Last Book Fair Post - Promise

You know how it can be really hard to do simple tasks when someone is watching you? Twice yesterday I had to look through the picture book racks for a Splat the Cat or Hot Rod Hamster book with a little boy shouting NO, NOT Hot Rod Hamster Wacky Whatever Race, Hot Rod Hamster MONSTER TRUCK MANIA, or NO, NOT Splat the Cat What was That, Splat the Cat MAKES DAD GLAD. Why, I whimpered, why on earth don't we keep all the Splat the Fucking Cat books together? Because some are picture books and some are Early Reader books (taller, skinnier, pre-chapter books) was the sensible answer, but when you have little Charlie breathing down your neck it doesn't help that much.

And the math. I am perfectly able to perform simple arithmetic, EXCEPT when someone is standing on the other side of the counter watching me. Then my brain suddenly comes to a hard stop while trying to make 10.00 and 7.00 and 8.00 and 11.50 come out to a reasonable sum. It doesn't help when a student's father starts shouting out numbers when I finally resort to the calculator - WRONG numbers, may I add. I should have just LET him overcharge himself by six dollars.

Eve, my sixth-grade daughter, was better at giving change than the ninth-grade volunteer we had. She gets that from her dad.

The parent volunteers decided we would keep the book fair open straight through from school dismissal until the end of parent-teacher interviews, letting the librarian go home for dinner and to walk her dogs. So when a student came in asking for an exchange or return, we had to make an executive decision. Sometimes it was easy - the kid wanted to exchange a Minecraft Combat Handbook for a Minecraft Construction Handbook. The one he wanted was a dollar more than the one he had. I told him to take it and bring back a dollar when he could. He did, which I was ridiculously pleased by. Then a girl came in with a poster she wanted to return. I was in the back room and Eve was at the cash. I watched, ready to step in if needed. The girl said "can I return this poster?" Eve asked why. The girl said "I was in a hurry and I didn't really read it." I couldn't see Eve's face, but I imagine her expression was as blisteringly incredulous as her tone when she said "Didn't READ it? It's a POSTER." The girl took her poster and left.

Eve was also the one to notice a bit of a disconnect between this girl's chipper expression


and the subject matter on the screens.





Read to connect to what, exactly? Serial killers? Odd choice, we think. Odd.


Comments

StephLove said…
Isn't it nice when your kids posses skill you don't have?
slow panic said…
I love the book fair.

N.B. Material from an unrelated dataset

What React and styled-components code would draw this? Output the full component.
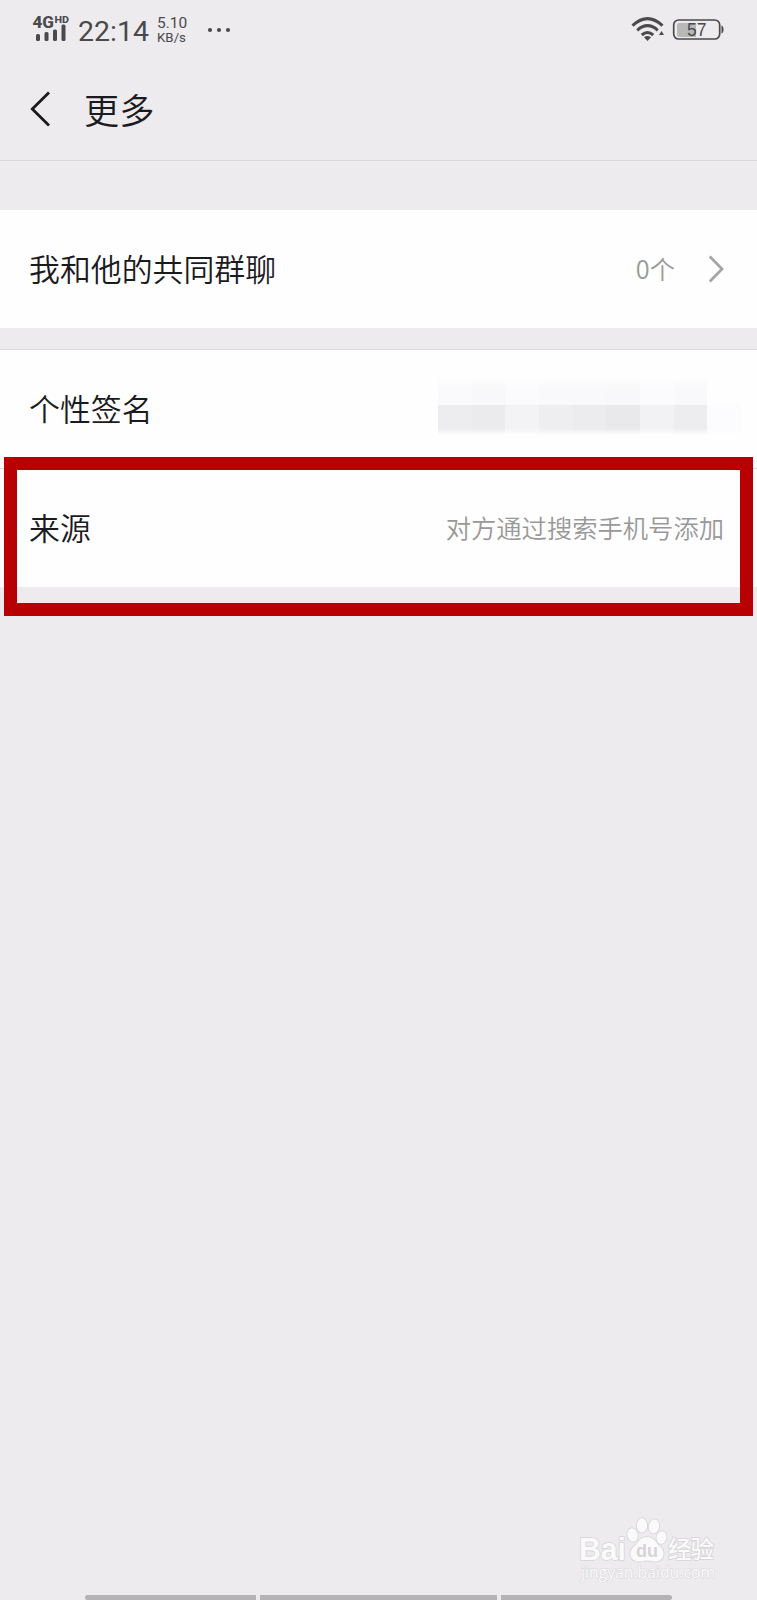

Because I have never ran or helped at the book fair. I'm that parent.

Jenny said…
Yesss on the witnesses-making-things-harder thing. The other day I backed into a parking space on the first try (usually there are several attempts and straighten-ups), withOUT hitting any curbs, squirrels, or pedestrians, and WITH my husband and a good friend of ours scrutinizing my every move, and they still did not understand my woo-hooing afterwards.
Nicole said…
No one has ever tried to return a poster to me. However, some little fuckwad figured out how to open up the $5 value packs and return items based on the sticker value WHILE I WAS DOING PAPERWORK because they knew *I* would know what they were doing but they counted on the other volunteers not knowing. Pretty shitty, right? And then that kid bragged to another kid who happens to be the daughter of a teacher at the school, so pretty stupid. Anyhoo, upshot is that I'm going to have to have a no return policy unless I can stare the kids down.